Write out every line of the material as it stands, apart from the pictures.

● **Supplied data**:
----------------------------------------

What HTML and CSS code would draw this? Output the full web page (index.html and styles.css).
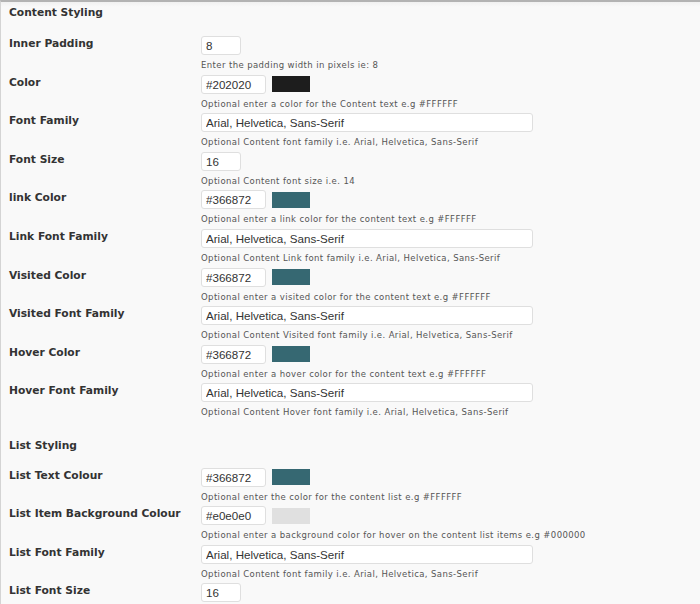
FILE: index.html
```html
<!DOCTYPE html>
<html>
<head>
<meta charset="utf-8">
<link rel="stylesheet" href="styles.css">
</head>
<body>
<div class="page">
  <div class="heading first">Content Styling</div>

  <div class="row">
    <div class="label">Inner Padding</div>
    <div class="field">
      <div class="controls"><input class="inp small" value="8"></div>
      <div class="desc">Enter the padding width in pixels ie: 8</div>
    </div>
  </div>

  <div class="row">
    <div class="label">Color</div>
    <div class="field">
      <div class="controls"><input class="inp color" value="#202020"><span class="swatch dark"></span></div>
      <div class="desc">Optional enter a color for the Content text e.g #FFFFFF</div>
    </div>
  </div>

  <div class="row">
    <div class="label">Font Family</div>
    <div class="field">
      <div class="controls"><input class="inp wide" value="Arial, Helvetica, Sans-Serif"></div>
      <div class="desc">Optional Content font family i.e. Arial, Helvetica, Sans-Serif</div>
    </div>
  </div>

  <div class="row">
    <div class="label">Font Size</div>
    <div class="field">
      <div class="controls"><input class="inp small" value="16"></div>
      <div class="desc">Optional Content font size i.e. 14</div>
    </div>
  </div>

  <div class="row">
    <div class="label">link Color</div>
    <div class="field">
      <div class="controls"><input class="inp color" value="#366872"><span class="swatch teal"></span></div>
      <div class="desc">Optional enter a link color for the content text e.g #FFFFFF</div>
    </div>
  </div>

  <div class="row">
    <div class="label">Link Font Family</div>
    <div class="field">
      <div class="controls"><input class="inp wide" value="Arial, Helvetica, Sans-Serif"></div>
      <div class="desc">Optional Content Link font family i.e. Arial, Helvetica, Sans-Serif</div>
    </div>
  </div>

  <div class="row">
    <div class="label">Visited Color</div>
    <div class="field">
      <div class="controls"><input class="inp color" value="#366872"><span class="swatch teal"></span></div>
      <div class="desc">Optional enter a visited color for the content text e.g #FFFFFF</div>
    </div>
  </div>

  <div class="row">
    <div class="label">Visited Font Family</div>
    <div class="field">
      <div class="controls"><input class="inp wide" value="Arial, Helvetica, Sans-Serif"></div>
      <div class="desc">Optional Content Visited font family i.e. Arial, Helvetica, Sans-Serif</div>
    </div>
  </div>

  <div class="row">
    <div class="label">Hover Color</div>
    <div class="field">
      <div class="controls"><input class="inp color" value="#366872"><span class="swatch teal"></span></div>
      <div class="desc">Optional enter a hover color for the content text e.g #FFFFFF</div>
    </div>
  </div>

  <div class="row">
    <div class="label">Hover Font Family</div>
    <div class="field">
      <div class="controls"><input class="inp wide" value="Arial, Helvetica, Sans-Serif"></div>
      <div class="desc">Optional Content Hover font family i.e. Arial, Helvetica, Sans-Serif</div>
    </div>
  </div>

  <div class="heading second">List Styling</div>

  <div class="row">
    <div class="label">List Text Colour</div>
    <div class="field">
      <div class="controls"><input class="inp color" value="#366872"><span class="swatch teal"></span></div>
      <div class="desc">Optional enter the color for the content list e.g #FFFFFF</div>
    </div>
  </div>

  <div class="row">
    <div class="label">List Item Background Colour</div>
    <div class="field">
      <div class="controls"><input class="inp color" value="#e0e0e0"><span class="swatch light"></span></div>
      <div class="desc">Optional enter a background color for hover on the content list items e.g #000000</div>
    </div>
  </div>

  <div class="row">
    <div class="label">List Font Family</div>
    <div class="field">
      <div class="controls"><input class="inp wide" value="Arial, Helvetica, Sans-Serif"></div>
      <div class="desc">Optional Content font family i.e. Arial, Helvetica, Sans-Serif</div>
    </div>
  </div>

  <div class="row">
    <div class="label">List Font Size</div>
    <div class="field">
      <div class="controls"><input class="inp small" value="16"></div>
      <div class="desc">Optional Content font size i.e. 14</div>
    </div>
  </div>
</div>
</body>
</html>
```

FILE: styles.css
```css
html, body {
  margin: 0;
  padding: 0;
  background: #f9f9f9;
}

body {
  height: 604px;
  overflow: hidden;
}

.page {
  border-top: 2px solid #b3b3b3;
  border-left: 1px solid #d4d4d4;
  background: linear-gradient(#f1f1f1, #f9f9f9 5px);
  padding-left: 8px;
  height: 700px;
  font-family: "DejaVu Sans", Verdana, sans-serif;
}

.heading {
  font-size: 10.7px;
  font-weight: bold;
  line-height: 14px;
  color: #333;
}

.heading.first {
  padding-top: 4px;
  padding-bottom: 16px;
}

.heading.second {
  padding-top: 16.6px;
  padding-bottom: 15.1px;
}

.row {
  display: grid;
  grid-template-columns: 192px 1fr;
  height: 38.6px;
}

.label {
  font-size: 10.7px;
  font-weight: bold;
  line-height: 14px;
  padding-top: 1px;
  color: #333;
}

.list .label {
  padding-top: 2px;
}

.controls {
  display: flex;
  align-items: center;
  gap: 6px;
  height: 19px;
}

.inp {
  box-sizing: border-box;
  height: 19px;
  margin: 0;
  padding: 0 4px;
  border: 1px solid #dfdfdf;
  border-radius: 3px;
  background: #fff;
  font-family: "Liberation Sans", Arial, sans-serif;
  font-size: 11.6px;
  color: #333;
  outline: none;
}

.inp.small { width: 40px; }
.inp.color { width: 65px; }
.inp.wide { width: 332px; }

.swatch {
  display: block;
  width: 38px;
  height: 16px;
}

.swatch.dark { background: #1d1d1d; }
.swatch.teal { background: #366872; }
.swatch.light { background: #e0e0e0; }

.desc {
  font-size: 8.5px;
  letter-spacing: 0.4px;
  line-height: 18px;
  padding-top: 1px;
  color: #555;
  white-space: nowrap;
}
```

----------------------------------------

● **Solution for this problem**:
What HTML and CSS code would draw this? Output the full web page (index.html and styles.css).
FILE: index.html
```html
<!DOCTYPE html>
<html>
<head>
<meta charset="utf-8">
<link rel="stylesheet" href="styles.css">
</head>
<body>
<div class="page">
  <div class="heading first">Content Styling</div>

  <div class="row">
    <div class="label">Inner Padding</div>
    <div class="field">
      <div class="controls"><input class="inp small" value="8"></div>
      <div class="desc">Enter the padding width in pixels ie: 8</div>
    </div>
  </div>

  <div class="row">
    <div class="label">Color</div>
    <div class="field">
      <div class="controls"><input class="inp color" value="#202020"><span class="swatch dark"></span></div>
      <div class="desc">Optional enter a color for the Content text e.g #FFFFFF</div>
    </div>
  </div>

  <div class="row">
    <div class="label">Font Family</div>
    <div class="field">
      <div class="controls"><input class="inp wide" value="Arial, Helvetica, Sans-Serif"></div>
      <div class="desc">Optional Content font family i.e. Arial, Helvetica, Sans-Serif</div>
    </div>
  </div>

  <div class="row">
    <div class="label">Font Size</div>
    <div class="field">
      <div class="controls"><input class="inp small" value="16"></div>
      <div class="desc">Optional Content font size i.e. 14</div>
    </div>
  </div>

  <div class="row">
    <div class="label">link Color</div>
    <div class="field">
      <div class="controls"><input class="inp color" value="#366872"><span class="swatch teal"></span></div>
      <div class="desc">Optional enter a link color for the content text e.g #FFFFFF</div>
    </div>
  </div>

  <div class="row">
    <div class="label">Link Font Family</div>
    <div class="field">
      <div class="controls"><input class="inp wide" value="Arial, Helvetica, Sans-Serif"></div>
      <div class="desc">Optional Content Link font family i.e. Arial, Helvetica, Sans-Serif</div>
    </div>
  </div>

  <div class="row">
    <div class="label">Visited Color</div>
    <div class="field">
      <div class="controls"><input class="inp color" value="#366872"><span class="swatch teal"></span></div>
      <div class="desc">Optional enter a visited color for the content text e.g #FFFFFF</div>
    </div>
  </div>

  <div class="row">
    <div class="label">Visited Font Family</div>
    <div class="field">
      <div class="controls"><input class="inp wide" value="Arial, Helvetica, Sans-Serif"></div>
      <div class="desc">Optional Content Visited font family i.e. Arial, Helvetica, Sans-Serif</div>
    </div>
  </div>

  <div class="row">
    <div class="label">Hover Color</div>
    <div class="field">
      <div class="controls"><input class="inp color" value="#366872"><span class="swatch teal"></span></div>
      <div class="desc">Optional enter a hover color for the content text e.g #FFFFFF</div>
    </div>
  </div>

  <div class="row">
    <div class="label">Hover Font Family</div>
    <div class="field">
      <div class="controls"><input class="inp wide" value="Arial, Helvetica, Sans-Serif"></div>
      <div class="desc">Optional Content Hover font family i.e. Arial, Helvetica, Sans-Serif</div>
    </div>
  </div>

  <div class="heading second">List Styling</div>

  <div class="row">
    <div class="label">List Text Colour</div>
    <div class="field">
      <div class="controls"><input class="inp color" value="#366872"><span class="swatch teal"></span></div>
      <div class="desc">Optional enter the color for the content list e.g #FFFFFF</div>
    </div>
  </div>

  <div class="row">
    <div class="label">List Item Background Colour</div>
    <div class="field">
      <div class="controls"><input class="inp color" value="#e0e0e0"><span class="swatch light"></span></div>
      <div class="desc">Optional enter a background color for hover on the content list items e.g #000000</div>
    </div>
  </div>

  <div class="row">
    <div class="label">List Font Family</div>
    <div class="field">
      <div class="controls"><input class="inp wide" value="Arial, Helvetica, Sans-Serif"></div>
      <div class="desc">Optional Content font family i.e. Arial, Helvetica, Sans-Serif</div>
    </div>
  </div>

  <div class="row">
    <div class="label">List Font Size</div>
    <div class="field">
      <div class="controls"><input class="inp small" value="16"></div>
      <div class="desc">Optional Content font size i.e. 14</div>
    </div>
  </div>
</div>
</body>
</html>
```

FILE: styles.css
```css
html, body {
  margin: 0;
  padding: 0;
  background: #f9f9f9;
}

body {
  height: 604px;
  overflow: hidden;
}

.page {
  border-top: 2px solid #b3b3b3;
  border-left: 1px solid #d4d4d4;
  background: linear-gradient(#f1f1f1, #f9f9f9 5px);
  padding-left: 8px;
  height: 700px;
  font-family: "DejaVu Sans", Verdana, sans-serif;
}

.heading {
  font-size: 10.7px;
  font-weight: bold;
  line-height: 14px;
  color: #333;
}

.heading.first {
  padding-top: 4px;
  padding-bottom: 16px;
}

.heading.second {
  padding-top: 16.6px;
  padding-bottom: 15.1px;
}

.row {
  display: grid;
  grid-template-columns: 192px 1fr;
  height: 38.6px;
}

.label {
  font-size: 10.7px;
  font-weight: bold;
  line-height: 14px;
  padding-top: 1px;
  color: #333;
}

.list .label {
  padding-top: 2px;
}

.controls {
  display: flex;
  align-items: center;
  gap: 6px;
  height: 19px;
}

.inp {
  box-sizing: border-box;
  height: 19px;
  margin: 0;
  padding: 0 4px;
  border: 1px solid #dfdfdf;
  border-radius: 3px;
  background: #fff;
  font-family: "Liberation Sans", Arial, sans-serif;
  font-size: 11.6px;
  color: #333;
  outline: none;
}

.inp.small { width: 40px; }
.inp.color { width: 65px; }
.inp.wide { width: 332px; }

.swatch {
  display: block;
  width: 38px;
  height: 16px;
}

.swatch.dark { background: #1d1d1d; }
.swatch.teal { background: #366872; }
.swatch.light { background: #e0e0e0; }

.desc {
  font-size: 8.5px;
  letter-spacing: 0.4px;
  line-height: 18px;
  padding-top: 1px;
  color: #555;
  white-space: nowrap;
}
```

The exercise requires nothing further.